Part of a data file
[start]
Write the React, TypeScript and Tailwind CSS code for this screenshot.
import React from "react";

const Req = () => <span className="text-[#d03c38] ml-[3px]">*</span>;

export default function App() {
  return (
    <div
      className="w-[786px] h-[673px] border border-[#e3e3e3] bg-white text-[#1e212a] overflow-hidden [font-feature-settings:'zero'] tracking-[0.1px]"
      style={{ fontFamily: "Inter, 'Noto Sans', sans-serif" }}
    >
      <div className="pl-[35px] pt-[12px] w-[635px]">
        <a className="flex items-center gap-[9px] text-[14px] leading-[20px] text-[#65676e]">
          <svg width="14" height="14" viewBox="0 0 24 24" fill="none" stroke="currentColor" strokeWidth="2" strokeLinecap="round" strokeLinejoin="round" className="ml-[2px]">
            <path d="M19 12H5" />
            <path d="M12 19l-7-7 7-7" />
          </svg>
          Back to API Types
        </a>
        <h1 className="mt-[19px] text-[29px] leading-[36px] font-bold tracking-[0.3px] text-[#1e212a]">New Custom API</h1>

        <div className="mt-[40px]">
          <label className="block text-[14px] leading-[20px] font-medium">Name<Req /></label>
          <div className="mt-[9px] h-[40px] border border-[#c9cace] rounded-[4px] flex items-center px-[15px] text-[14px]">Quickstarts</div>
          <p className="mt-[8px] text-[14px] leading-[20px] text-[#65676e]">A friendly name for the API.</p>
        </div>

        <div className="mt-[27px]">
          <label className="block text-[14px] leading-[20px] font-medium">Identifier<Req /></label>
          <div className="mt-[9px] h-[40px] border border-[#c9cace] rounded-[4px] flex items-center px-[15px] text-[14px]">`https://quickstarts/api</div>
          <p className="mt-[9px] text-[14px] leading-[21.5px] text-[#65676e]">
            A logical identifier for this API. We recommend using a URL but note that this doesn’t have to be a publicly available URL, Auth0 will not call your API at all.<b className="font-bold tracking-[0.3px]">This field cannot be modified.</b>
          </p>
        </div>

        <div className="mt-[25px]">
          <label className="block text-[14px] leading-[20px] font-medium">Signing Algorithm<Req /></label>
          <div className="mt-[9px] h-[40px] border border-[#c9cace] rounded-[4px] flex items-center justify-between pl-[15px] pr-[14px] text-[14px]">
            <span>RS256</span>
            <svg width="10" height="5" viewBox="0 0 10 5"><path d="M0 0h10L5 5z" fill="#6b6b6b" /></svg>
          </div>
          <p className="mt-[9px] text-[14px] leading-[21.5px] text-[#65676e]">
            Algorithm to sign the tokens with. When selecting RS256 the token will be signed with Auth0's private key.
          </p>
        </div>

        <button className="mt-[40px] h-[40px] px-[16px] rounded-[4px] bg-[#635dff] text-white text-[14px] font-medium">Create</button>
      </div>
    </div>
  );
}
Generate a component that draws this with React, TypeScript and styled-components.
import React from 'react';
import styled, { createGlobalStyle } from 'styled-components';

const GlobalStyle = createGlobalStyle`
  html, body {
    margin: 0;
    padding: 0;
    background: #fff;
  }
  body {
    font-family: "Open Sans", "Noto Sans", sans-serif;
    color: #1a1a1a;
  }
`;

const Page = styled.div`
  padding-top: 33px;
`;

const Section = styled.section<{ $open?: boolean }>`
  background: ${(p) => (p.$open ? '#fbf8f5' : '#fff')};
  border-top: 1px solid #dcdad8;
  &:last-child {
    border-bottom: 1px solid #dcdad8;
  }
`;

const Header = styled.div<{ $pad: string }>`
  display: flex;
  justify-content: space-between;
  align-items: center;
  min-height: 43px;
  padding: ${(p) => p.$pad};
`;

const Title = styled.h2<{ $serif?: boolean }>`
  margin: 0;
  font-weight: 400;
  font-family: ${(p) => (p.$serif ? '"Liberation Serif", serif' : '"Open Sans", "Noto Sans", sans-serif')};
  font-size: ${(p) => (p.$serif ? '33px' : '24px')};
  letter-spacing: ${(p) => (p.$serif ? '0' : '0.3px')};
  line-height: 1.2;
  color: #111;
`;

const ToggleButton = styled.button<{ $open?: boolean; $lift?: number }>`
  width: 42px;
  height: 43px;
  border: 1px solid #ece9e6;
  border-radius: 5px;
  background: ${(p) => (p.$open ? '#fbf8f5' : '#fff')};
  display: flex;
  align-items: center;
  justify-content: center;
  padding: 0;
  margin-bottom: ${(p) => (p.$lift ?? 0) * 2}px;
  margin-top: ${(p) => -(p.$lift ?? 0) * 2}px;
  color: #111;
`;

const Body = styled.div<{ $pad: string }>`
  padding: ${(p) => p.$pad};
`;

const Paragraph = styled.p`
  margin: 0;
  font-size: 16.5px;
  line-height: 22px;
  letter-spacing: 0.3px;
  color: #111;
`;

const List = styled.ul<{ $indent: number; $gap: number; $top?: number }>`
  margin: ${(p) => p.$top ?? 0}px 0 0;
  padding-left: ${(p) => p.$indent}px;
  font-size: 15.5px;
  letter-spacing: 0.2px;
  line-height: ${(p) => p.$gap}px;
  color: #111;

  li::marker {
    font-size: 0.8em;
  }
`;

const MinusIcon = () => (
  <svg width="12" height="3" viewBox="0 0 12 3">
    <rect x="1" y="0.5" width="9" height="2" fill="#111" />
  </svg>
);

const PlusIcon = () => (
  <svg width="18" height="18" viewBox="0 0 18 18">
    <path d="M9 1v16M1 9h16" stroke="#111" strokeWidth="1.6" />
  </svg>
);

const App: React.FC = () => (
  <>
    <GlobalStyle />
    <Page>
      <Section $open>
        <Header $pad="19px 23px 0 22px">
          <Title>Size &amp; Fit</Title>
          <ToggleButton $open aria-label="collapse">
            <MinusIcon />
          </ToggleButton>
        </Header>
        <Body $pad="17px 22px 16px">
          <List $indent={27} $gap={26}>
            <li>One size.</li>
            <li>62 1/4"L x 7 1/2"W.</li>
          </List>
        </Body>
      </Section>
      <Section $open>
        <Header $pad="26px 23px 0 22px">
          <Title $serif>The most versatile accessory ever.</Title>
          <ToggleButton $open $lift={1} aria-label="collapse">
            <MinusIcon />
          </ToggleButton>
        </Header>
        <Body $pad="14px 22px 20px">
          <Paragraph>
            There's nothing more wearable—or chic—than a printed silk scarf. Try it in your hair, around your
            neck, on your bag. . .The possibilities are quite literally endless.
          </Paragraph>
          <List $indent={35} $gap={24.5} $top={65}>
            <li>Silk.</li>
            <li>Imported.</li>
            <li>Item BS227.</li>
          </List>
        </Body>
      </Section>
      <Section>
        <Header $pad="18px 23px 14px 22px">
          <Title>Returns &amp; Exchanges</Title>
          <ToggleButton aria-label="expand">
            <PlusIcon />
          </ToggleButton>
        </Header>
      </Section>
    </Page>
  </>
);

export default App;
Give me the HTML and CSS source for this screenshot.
[end]
**Problem requirements**
Reproduce all the records precisely.

**Exercise response**
Write the React, TypeScript and Tailwind CSS code for this screenshot.
import React from "react";

const Req = () => <span className="text-[#d03c38] ml-[3px]">*</span>;

export default function App() {
  return (
    <div
      className="w-[786px] h-[673px] border border-[#e3e3e3] bg-white text-[#1e212a] overflow-hidden [font-feature-settings:'zero'] tracking-[0.1px]"
      style={{ fontFamily: "Inter, 'Noto Sans', sans-serif" }}
    >
      <div className="pl-[35px] pt-[12px] w-[635px]">
        <a className="flex items-center gap-[9px] text-[14px] leading-[20px] text-[#65676e]">
          <svg width="14" height="14" viewBox="0 0 24 24" fill="none" stroke="currentColor" strokeWidth="2" strokeLinecap="round" strokeLinejoin="round" className="ml-[2px]">
            <path d="M19 12H5" />
            <path d="M12 19l-7-7 7-7" />
          </svg>
          Back to API Types
        </a>
        <h1 className="mt-[19px] text-[29px] leading-[36px] font-bold tracking-[0.3px] text-[#1e212a]">New Custom API</h1>

        <div className="mt-[40px]">
          <label className="block text-[14px] leading-[20px] font-medium">Name<Req /></label>
          <div className="mt-[9px] h-[40px] border border-[#c9cace] rounded-[4px] flex items-center px-[15px] text-[14px]">Quickstarts</div>
          <p className="mt-[8px] text-[14px] leading-[20px] text-[#65676e]">A friendly name for the API.</p>
        </div>

        <div className="mt-[27px]">
          <label className="block text-[14px] leading-[20px] font-medium">Identifier<Req /></label>
          <div className="mt-[9px] h-[40px] border border-[#c9cace] rounded-[4px] flex items-center px-[15px] text-[14px]">`https://quickstarts/api</div>
          <p className="mt-[9px] text-[14px] leading-[21.5px] text-[#65676e]">
            A logical identifier for this API. We recommend using a URL but note that this doesn’t have to be a publicly available URL, Auth0 will not call your API at all.<b className="font-bold tracking-[0.3px]">This field cannot be modified.</b>
          </p>
        </div>

        <div className="mt-[25px]">
          <label className="block text-[14px] leading-[20px] font-medium">Signing Algorithm<Req /></label>
          <div className="mt-[9px] h-[40px] border border-[#c9cace] rounded-[4px] flex items-center justify-between pl-[15px] pr-[14px] text-[14px]">
            <span>RS256</span>
            <svg width="10" height="5" viewBox="0 0 10 5"><path d="M0 0h10L5 5z" fill="#6b6b6b" /></svg>
          </div>
          <p className="mt-[9px] text-[14px] leading-[21.5px] text-[#65676e]">
            Algorithm to sign the tokens with. When selecting RS256 the token will be signed with Auth0's private key.
          </p>
        </div>

        <button className="mt-[40px] h-[40px] px-[16px] rounded-[4px] bg-[#635dff] text-white text-[14px] font-medium">Create</button>
      </div>
    </div>
  );
}
Generate a component that draws this with React, TypeScript and styled-components.
import React from 'react';
import styled, { createGlobalStyle } from 'styled-components';

const GlobalStyle = createGlobalStyle`
  html, body {
    margin: 0;
    padding: 0;
    background: #fff;
  }
  body {
    font-family: "Open Sans", "Noto Sans", sans-serif;
    color: #1a1a1a;
  }
`;

const Page = styled.div`
  padding-top: 33px;
`;

const Section = styled.section<{ $open?: boolean }>`
  background: ${(p) => (p.$open ? '#fbf8f5' : '#fff')};
  border-top: 1px solid #dcdad8;
  &:last-child {
    border-bottom: 1px solid #dcdad8;
  }
`;

const Header = styled.div<{ $pad: string }>`
  display: flex;
  justify-content: space-between;
  align-items: center;
  min-height: 43px;
  padding: ${(p) => p.$pad};
`;

const Title = styled.h2<{ $serif?: boolean }>`
  margin: 0;
  font-weight: 400;
  font-family: ${(p) => (p.$serif ? '"Liberation Serif", serif' : '"Open Sans", "Noto Sans", sans-serif')};
  font-size: ${(p) => (p.$serif ? '33px' : '24px')};
  letter-spacing: ${(p) => (p.$serif ? '0' : '0.3px')};
  line-height: 1.2;
  color: #111;
`;

const ToggleButton = styled.button<{ $open?: boolean; $lift?: number }>`
  width: 42px;
  height: 43px;
  border: 1px solid #ece9e6;
  border-radius: 5px;
  background: ${(p) => (p.$open ? '#fbf8f5' : '#fff')};
  display: flex;
  align-items: center;
  justify-content: center;
  padding: 0;
  margin-bottom: ${(p) => (p.$lift ?? 0) * 2}px;
  margin-top: ${(p) => -(p.$lift ?? 0) * 2}px;
  color: #111;
`;

const Body = styled.div<{ $pad: string }>`
  padding: ${(p) => p.$pad};
`;

const Paragraph = styled.p`
  margin: 0;
  font-size: 16.5px;
  line-height: 22px;
  letter-spacing: 0.3px;
  color: #111;
`;

const List = styled.ul<{ $indent: number; $gap: number; $top?: number }>`
  margin: ${(p) => p.$top ?? 0}px 0 0;
  padding-left: ${(p) => p.$indent}px;
  font-size: 15.5px;
  letter-spacing: 0.2px;
  line-height: ${(p) => p.$gap}px;
  color: #111;

  li::marker {
    font-size: 0.8em;
  }
`;

const MinusIcon = () => (
  <svg width="12" height="3" viewBox="0 0 12 3">
    <rect x="1" y="0.5" width="9" height="2" fill="#111" />
  </svg>
);

const PlusIcon = () => (
  <svg width="18" height="18" viewBox="0 0 18 18">
    <path d="M9 1v16M1 9h16" stroke="#111" strokeWidth="1.6" />
  </svg>
);

const App: React.FC = () => (
  <>
    <GlobalStyle />
    <Page>
      <Section $open>
        <Header $pad="19px 23px 0 22px">
          <Title>Size &amp; Fit</Title>
          <ToggleButton $open aria-label="collapse">
            <MinusIcon />
          </ToggleButton>
        </Header>
        <Body $pad="17px 22px 16px">
          <List $indent={27} $gap={26}>
            <li>One size.</li>
            <li>62 1/4"L x 7 1/2"W.</li>
          </List>
        </Body>
      </Section>
      <Section $open>
        <Header $pad="26px 23px 0 22px">
          <Title $serif>The most versatile accessory ever.</Title>
          <ToggleButton $open $lift={1} aria-label="collapse">
            <MinusIcon />
          </ToggleButton>
        </Header>
        <Body $pad="14px 22px 20px">
          <Paragraph>
            There's nothing more wearable—or chic—than a printed silk scarf. Try it in your hair, around your
            neck, on your bag. . .The possibilities are quite literally endless.
          </Paragraph>
          <List $indent={35} $gap={24.5} $top={65}>
            <li>Silk.</li>
            <li>Imported.</li>
            <li>Item BS227.</li>
          </List>
        </Body>
      </Section>
      <Section>
        <Header $pad="18px 23px 14px 22px">
          <Title>Returns &amp; Exchanges</Title>
          <ToggleButton aria-label="expand">
            <PlusIcon />
          </ToggleButton>
        </Header>
      </Section>
    </Page>
  </>
);

export default App;
Give me the HTML and CSS source for this screenshot.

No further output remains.